The artist did find some recognition for her work outside of San Francisco. She was awarded the first solo show at the seminal Ferus Gallery in Los Angeles in 1957 and was featured in Time magazine for her participation in the US Pavilion at the 1958 Brussels World’s Fair. Other major group shows included the “Annual” at the Whitney Museum of American Art in New York and the “Carnegie International” in Pittsburgh, both in 1958.
“It was just like a whole bunch of these really major shows that I was invited to,” Gechtoff recalled, noting that her success was due in part to the San Francisco art community, which treated women artists as equals in a way New York did not. “It was a very special place… I wish it would get more credit. You know, people here in New York are so reluctant to admit that anything major went on there.”
After moving back East, Gechtoff “never quite achieved the same amount of electricity around her work,” according to Price.
“Sonia’s experience exemplifies the difficulty of women painters in New York during the 1950s and ’60s.
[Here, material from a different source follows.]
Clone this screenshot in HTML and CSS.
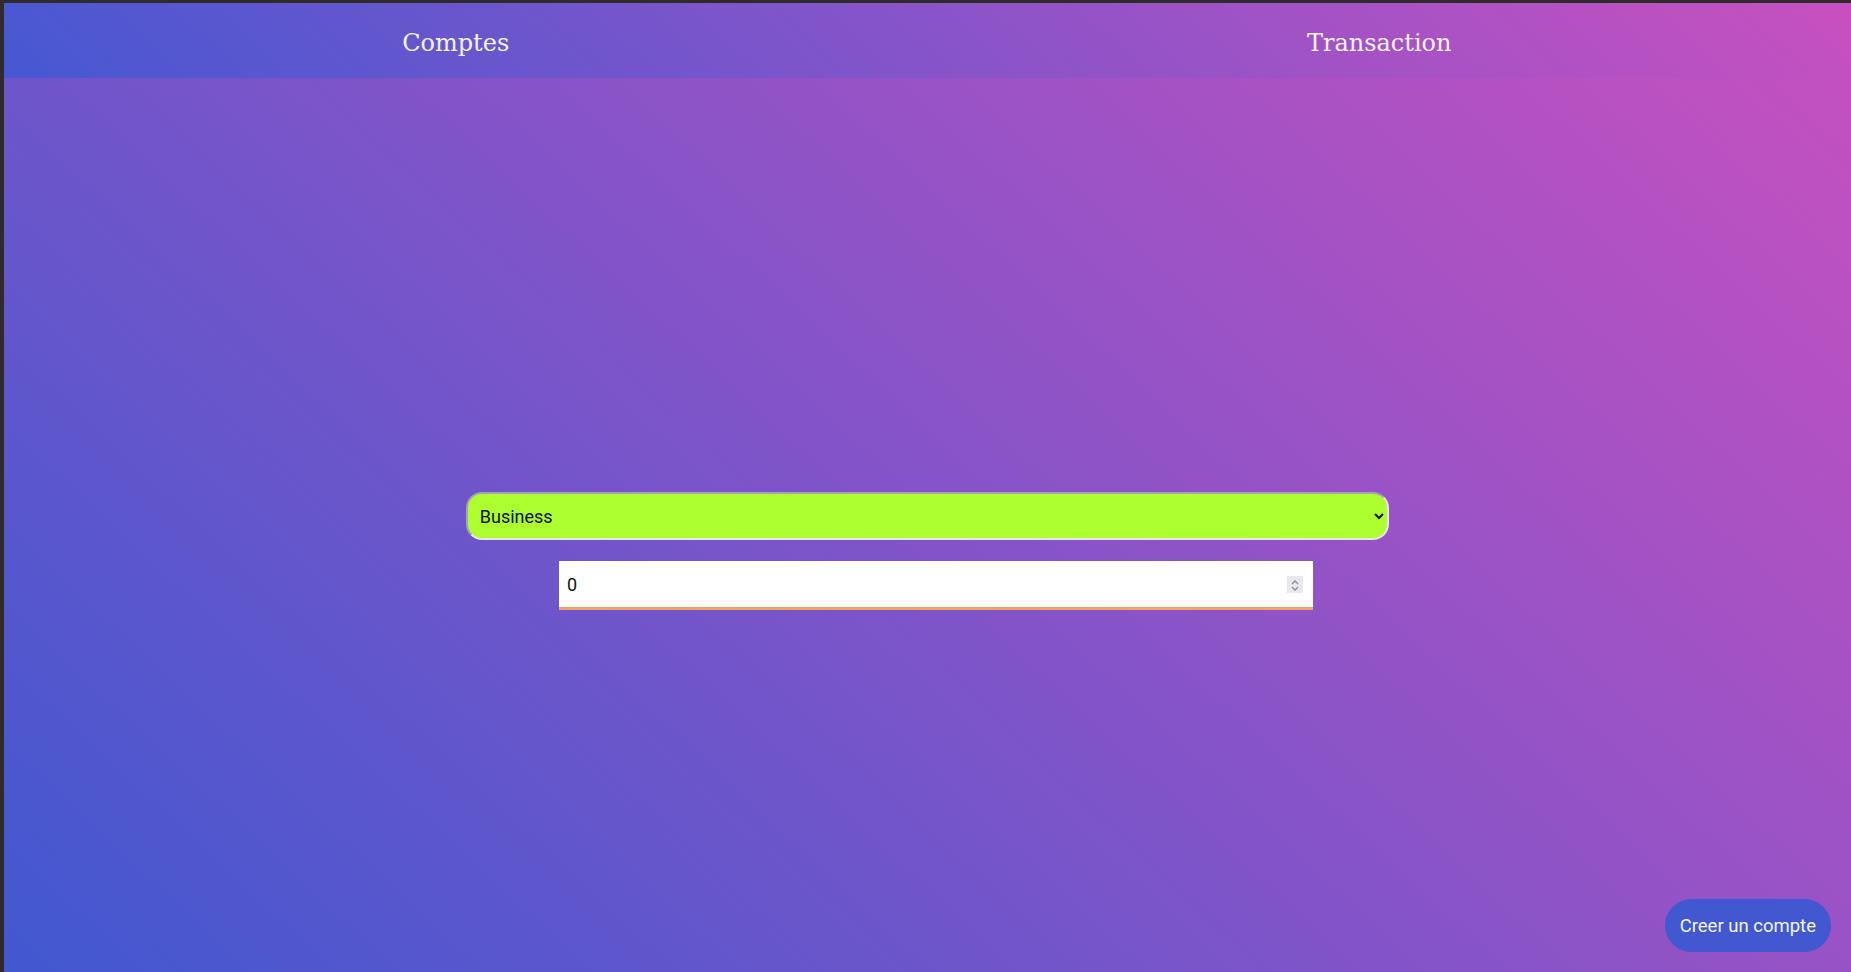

Her early success as a central figure in Bay Area abstraction was cut short when she made the move to New York City,” Chanzit added. “She met with tremendous gender bias in New York.”
Today, Gechtoff’s work is held in the collections of the Museum of Modern Art, the Metropolitan Museum of Art, and the Solomon R. Guggenheim Museum, all in New York. Her works are also in the collections of the Bay Area’s Oakland Museum of Art and SFMoMA, as well as the Smithsonian American Art Museum in Washington, D.C. She is currently featured in the group show “Focus on Abstract Gems” at Anita Shapolsky Gallery in New York.